Directive:
Set the listing down again exactly, please, apart from its pictures.

------ Collected material

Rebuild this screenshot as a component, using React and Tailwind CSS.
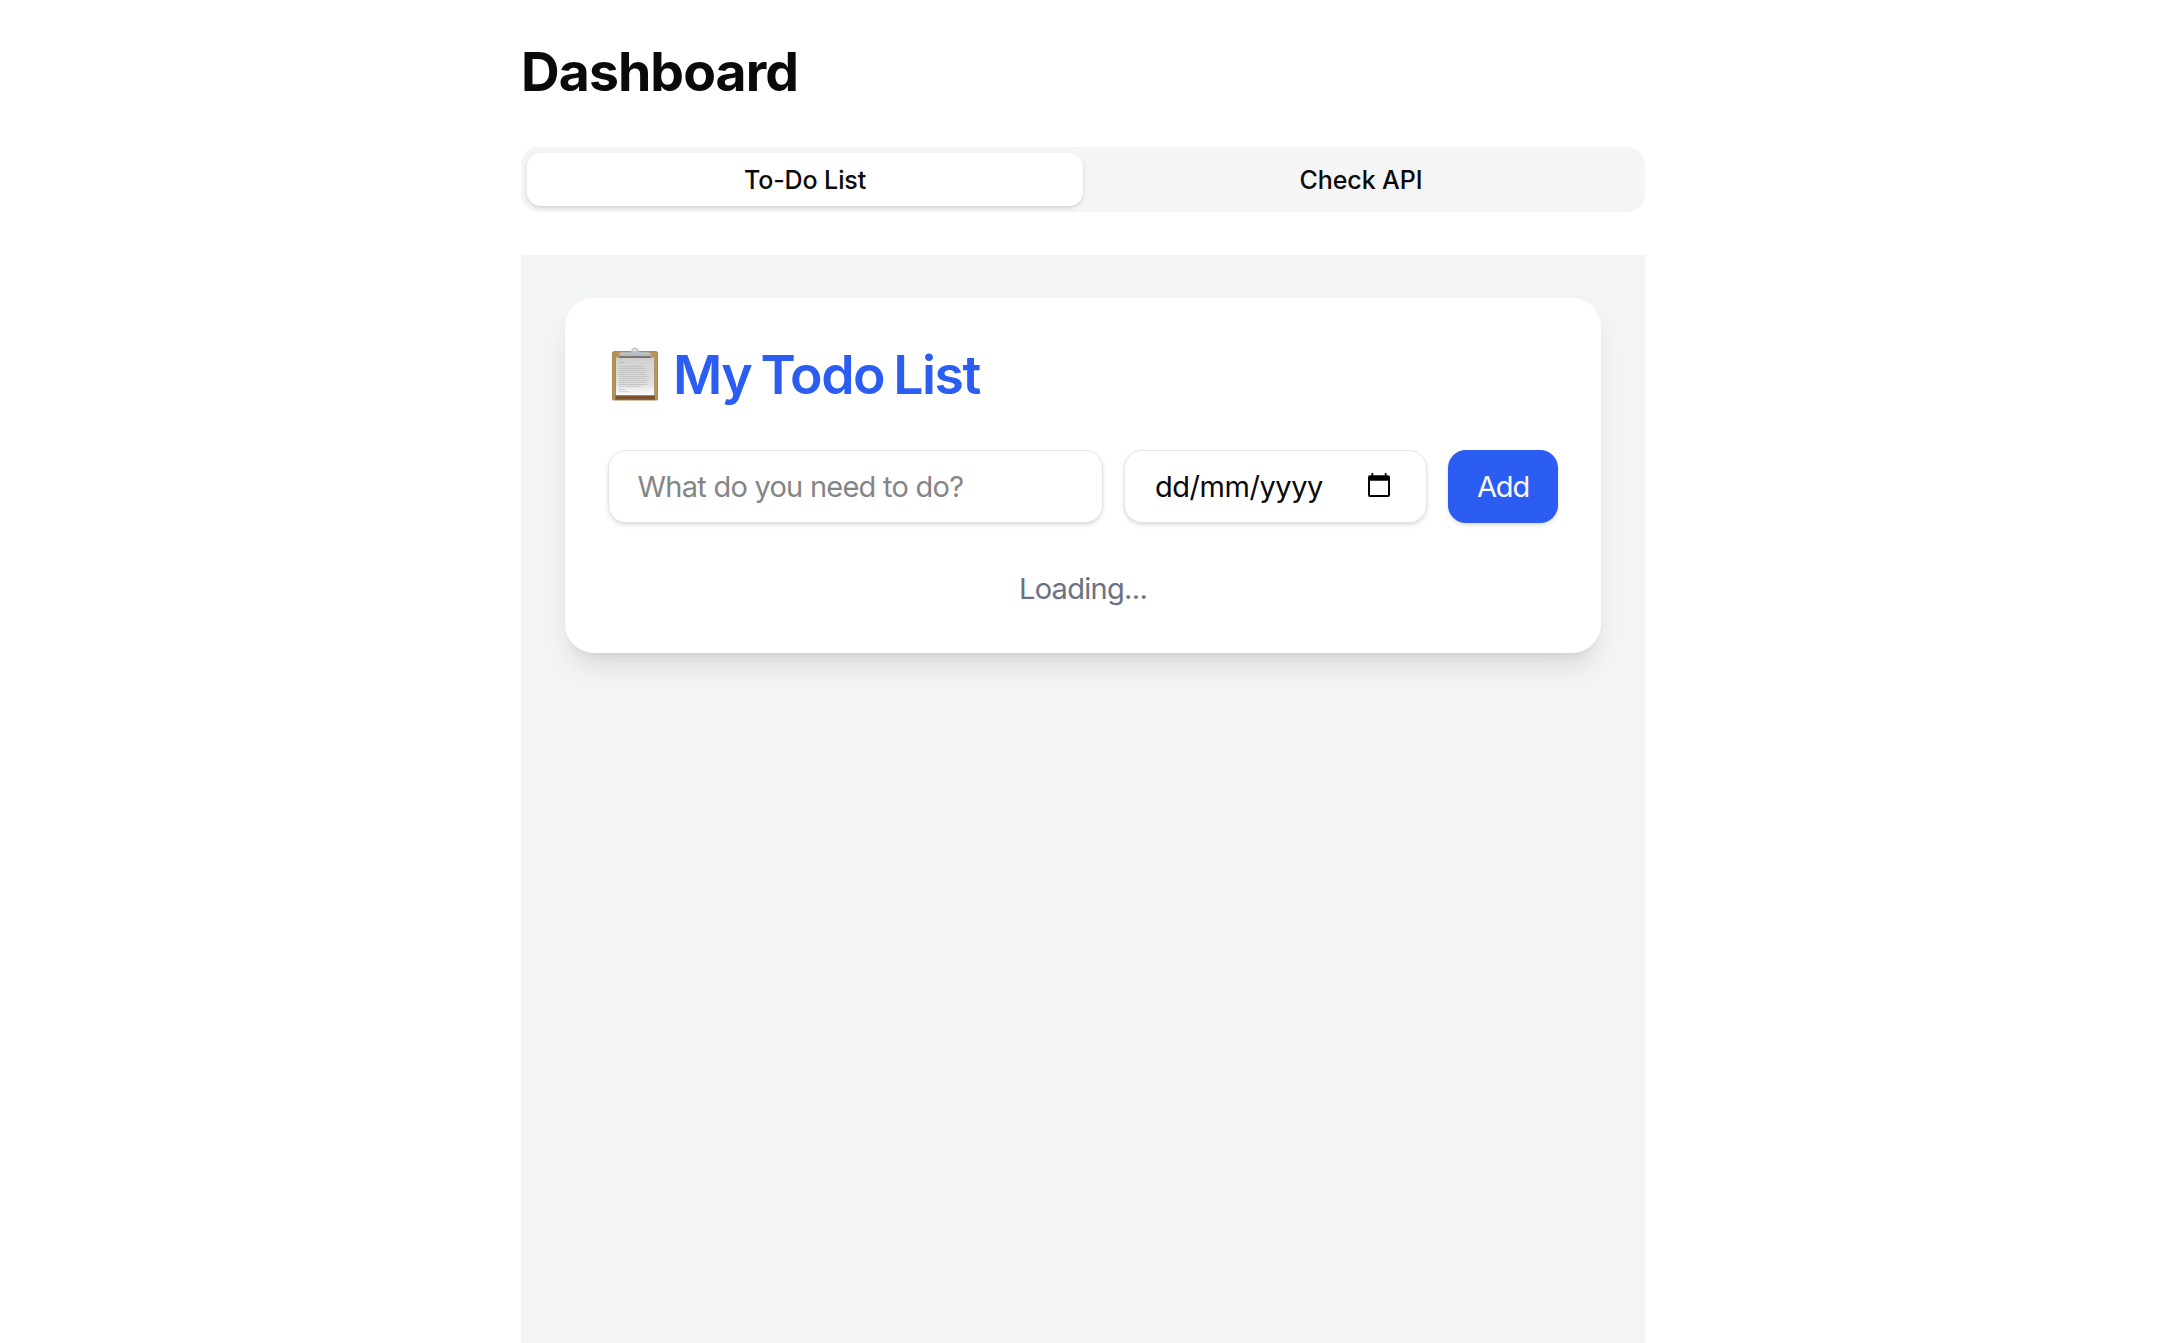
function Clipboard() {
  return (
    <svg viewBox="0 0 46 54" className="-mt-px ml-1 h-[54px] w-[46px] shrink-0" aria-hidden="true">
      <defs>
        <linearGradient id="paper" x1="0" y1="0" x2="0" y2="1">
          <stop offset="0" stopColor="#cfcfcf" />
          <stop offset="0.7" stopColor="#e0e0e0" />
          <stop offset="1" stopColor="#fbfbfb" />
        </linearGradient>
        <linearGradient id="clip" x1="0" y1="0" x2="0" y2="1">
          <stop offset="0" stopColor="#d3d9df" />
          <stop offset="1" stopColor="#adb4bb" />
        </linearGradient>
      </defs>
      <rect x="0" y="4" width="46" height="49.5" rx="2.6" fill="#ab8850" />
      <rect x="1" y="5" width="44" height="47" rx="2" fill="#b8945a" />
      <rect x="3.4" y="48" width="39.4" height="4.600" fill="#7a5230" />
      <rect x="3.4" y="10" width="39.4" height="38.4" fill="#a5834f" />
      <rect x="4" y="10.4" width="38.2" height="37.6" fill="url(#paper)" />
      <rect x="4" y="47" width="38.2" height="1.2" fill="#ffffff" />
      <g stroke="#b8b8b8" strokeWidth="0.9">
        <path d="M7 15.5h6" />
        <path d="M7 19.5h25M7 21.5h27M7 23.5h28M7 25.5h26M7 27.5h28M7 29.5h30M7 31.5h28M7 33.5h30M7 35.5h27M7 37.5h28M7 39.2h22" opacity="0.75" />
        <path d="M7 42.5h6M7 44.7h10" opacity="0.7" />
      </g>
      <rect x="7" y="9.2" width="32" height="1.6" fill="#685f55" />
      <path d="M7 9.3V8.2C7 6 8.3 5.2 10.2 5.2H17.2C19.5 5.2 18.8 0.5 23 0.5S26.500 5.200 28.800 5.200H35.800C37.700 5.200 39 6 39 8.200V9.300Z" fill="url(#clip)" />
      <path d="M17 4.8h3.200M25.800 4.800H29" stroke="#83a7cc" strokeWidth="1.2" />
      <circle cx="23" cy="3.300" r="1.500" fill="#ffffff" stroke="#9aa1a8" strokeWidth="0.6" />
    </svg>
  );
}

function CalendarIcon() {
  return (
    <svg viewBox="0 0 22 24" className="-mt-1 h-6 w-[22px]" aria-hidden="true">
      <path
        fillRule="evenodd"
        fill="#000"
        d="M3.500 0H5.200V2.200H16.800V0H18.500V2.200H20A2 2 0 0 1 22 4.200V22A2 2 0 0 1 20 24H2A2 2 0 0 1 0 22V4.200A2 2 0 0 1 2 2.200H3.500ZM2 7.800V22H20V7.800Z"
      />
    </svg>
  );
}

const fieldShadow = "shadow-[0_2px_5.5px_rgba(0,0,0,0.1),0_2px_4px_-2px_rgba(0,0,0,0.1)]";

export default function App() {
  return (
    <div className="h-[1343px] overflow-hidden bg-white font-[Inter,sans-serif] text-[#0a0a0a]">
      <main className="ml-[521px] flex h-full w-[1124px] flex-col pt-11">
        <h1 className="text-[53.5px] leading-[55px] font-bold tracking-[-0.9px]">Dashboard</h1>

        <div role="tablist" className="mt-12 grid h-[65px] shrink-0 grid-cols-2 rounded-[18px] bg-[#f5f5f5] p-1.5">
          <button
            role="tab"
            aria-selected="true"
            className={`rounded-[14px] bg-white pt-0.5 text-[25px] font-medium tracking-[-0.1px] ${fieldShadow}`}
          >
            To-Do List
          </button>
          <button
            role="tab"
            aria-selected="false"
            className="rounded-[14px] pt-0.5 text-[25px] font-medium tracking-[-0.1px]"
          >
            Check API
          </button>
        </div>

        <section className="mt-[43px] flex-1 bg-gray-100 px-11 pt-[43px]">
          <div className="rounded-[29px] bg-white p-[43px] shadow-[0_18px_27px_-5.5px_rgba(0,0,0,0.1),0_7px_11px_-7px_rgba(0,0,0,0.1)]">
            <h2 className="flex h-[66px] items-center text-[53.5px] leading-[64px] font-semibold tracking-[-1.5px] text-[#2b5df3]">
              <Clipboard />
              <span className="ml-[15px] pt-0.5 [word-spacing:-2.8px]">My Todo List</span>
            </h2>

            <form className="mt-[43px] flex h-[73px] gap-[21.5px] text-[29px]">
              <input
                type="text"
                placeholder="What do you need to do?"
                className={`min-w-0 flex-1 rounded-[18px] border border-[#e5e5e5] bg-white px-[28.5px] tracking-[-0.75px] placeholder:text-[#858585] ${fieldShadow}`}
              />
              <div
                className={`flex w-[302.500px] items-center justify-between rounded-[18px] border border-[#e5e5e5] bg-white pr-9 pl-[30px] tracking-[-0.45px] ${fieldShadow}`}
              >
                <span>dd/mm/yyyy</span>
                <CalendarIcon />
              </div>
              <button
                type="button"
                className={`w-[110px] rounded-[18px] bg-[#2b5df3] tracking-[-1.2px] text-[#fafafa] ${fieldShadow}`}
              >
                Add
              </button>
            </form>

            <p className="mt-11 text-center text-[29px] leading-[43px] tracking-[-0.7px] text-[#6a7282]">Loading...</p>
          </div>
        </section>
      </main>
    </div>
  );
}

------------

Problem solution:
Rebuild this screenshot as a component, using React and Tailwind CSS.
function Clipboard() {
  return (
    <svg viewBox="0 0 46 54" className="-mt-px ml-1 h-[54px] w-[46px] shrink-0" aria-hidden="true">
      <defs>
        <linearGradient id="paper" x1="0" y1="0" x2="0" y2="1">
          <stop offset="0" stopColor="#cfcfcf" />
          <stop offset="0.7" stopColor="#e0e0e0" />
          <stop offset="1" stopColor="#fbfbfb" />
        </linearGradient>
        <linearGradient id="clip" x1="0" y1="0" x2="0" y2="1">
          <stop offset="0" stopColor="#d3d9df" />
          <stop offset="1" stopColor="#adb4bb" />
        </linearGradient>
      </defs>
      <rect x="0" y="4" width="46" height="49.5" rx="2.6" fill="#ab8850" />
      <rect x="1" y="5" width="44" height="47" rx="2" fill="#b8945a" />
      <rect x="3.4" y="48" width="39.4" height="4.600" fill="#7a5230" />
      <rect x="3.4" y="10" width="39.4" height="38.4" fill="#a5834f" />
      <rect x="4" y="10.4" width="38.2" height="37.6" fill="url(#paper)" />
      <rect x="4" y="47" width="38.2" height="1.2" fill="#ffffff" />
      <g stroke="#b8b8b8" strokeWidth="0.9">
        <path d="M7 15.5h6" />
        <path d="M7 19.5h25M7 21.5h27M7 23.5h28M7 25.5h26M7 27.5h28M7 29.5h30M7 31.5h28M7 33.5h30M7 35.5h27M7 37.5h28M7 39.2h22" opacity="0.75" />
        <path d="M7 42.5h6M7 44.7h10" opacity="0.7" />
      </g>
      <rect x="7" y="9.2" width="32" height="1.6" fill="#685f55" />
      <path d="M7 9.3V8.2C7 6 8.3 5.2 10.2 5.2H17.2C19.5 5.2 18.8 0.5 23 0.5S26.500 5.200 28.800 5.200H35.800C37.700 5.200 39 6 39 8.200V9.300Z" fill="url(#clip)" />
      <path d="M17 4.8h3.200M25.800 4.800H29" stroke="#83a7cc" strokeWidth="1.2" />
      <circle cx="23" cy="3.300" r="1.500" fill="#ffffff" stroke="#9aa1a8" strokeWidth="0.6" />
    </svg>
  );
}

function CalendarIcon() {
  return (
    <svg viewBox="0 0 22 24" className="-mt-1 h-6 w-[22px]" aria-hidden="true">
      <path
        fillRule="evenodd"
        fill="#000"
        d="M3.500 0H5.200V2.200H16.800V0H18.500V2.200H20A2 2 0 0 1 22 4.200V22A2 2 0 0 1 20 24H2A2 2 0 0 1 0 22V4.200A2 2 0 0 1 2 2.200H3.500ZM2 7.800V22H20V7.800Z"
      />
    </svg>
  );
}

const fieldShadow = "shadow-[0_2px_5.5px_rgba(0,0,0,0.1),0_2px_4px_-2px_rgba(0,0,0,0.1)]";

export default function App() {
  return (
    <div className="h-[1343px] overflow-hidden bg-white font-[Inter,sans-serif] text-[#0a0a0a]">
      <main className="ml-[521px] flex h-full w-[1124px] flex-col pt-11">
        <h1 className="text-[53.5px] leading-[55px] font-bold tracking-[-0.9px]">Dashboard</h1>

        <div role="tablist" className="mt-12 grid h-[65px] shrink-0 grid-cols-2 rounded-[18px] bg-[#f5f5f5] p-1.5">
          <button
            role="tab"
            aria-selected="true"
            className={`rounded-[14px] bg-white pt-0.5 text-[25px] font-medium tracking-[-0.1px] ${fieldShadow}`}
          >
            To-Do List
          </button>
          <button
            role="tab"
            aria-selected="false"
            className="rounded-[14px] pt-0.5 text-[25px] font-medium tracking-[-0.1px]"
          >
            Check API
          </button>
        </div>

        <section className="mt-[43px] flex-1 bg-gray-100 px-11 pt-[43px]">
          <div className="rounded-[29px] bg-white p-[43px] shadow-[0_18px_27px_-5.5px_rgba(0,0,0,0.1),0_7px_11px_-7px_rgba(0,0,0,0.1)]">
            <h2 className="flex h-[66px] items-center text-[53.5px] leading-[64px] font-semibold tracking-[-1.5px] text-[#2b5df3]">
              <Clipboard />
              <span className="ml-[15px] pt-0.5 [word-spacing:-2.8px]">My Todo List</span>
            </h2>

            <form className="mt-[43px] flex h-[73px] gap-[21.5px] text-[29px]">
              <input
                type="text"
                placeholder="What do you need to do?"
                className={`min-w-0 flex-1 rounded-[18px] border border-[#e5e5e5] bg-white px-[28.5px] tracking-[-0.75px] placeholder:text-[#858585] ${fieldShadow}`}
              />
              <div
                className={`flex w-[302.500px] items-center justify-between rounded-[18px] border border-[#e5e5e5] bg-white pr-9 pl-[30px] tracking-[-0.45px] ${fieldShadow}`}
              >
                <span>dd/mm/yyyy</span>
                <CalendarIcon />
              </div>
              <button
                type="button"
                className={`w-[110px] rounded-[18px] bg-[#2b5df3] tracking-[-1.2px] text-[#fafafa] ${fieldShadow}`}
              >
                Add
              </button>
            </form>

            <p className="mt-11 text-center text-[29px] leading-[43px] tracking-[-0.7px] text-[#6a7282]">Loading...</p>
          </div>
        </section>
      </main>
    </div>
  );
}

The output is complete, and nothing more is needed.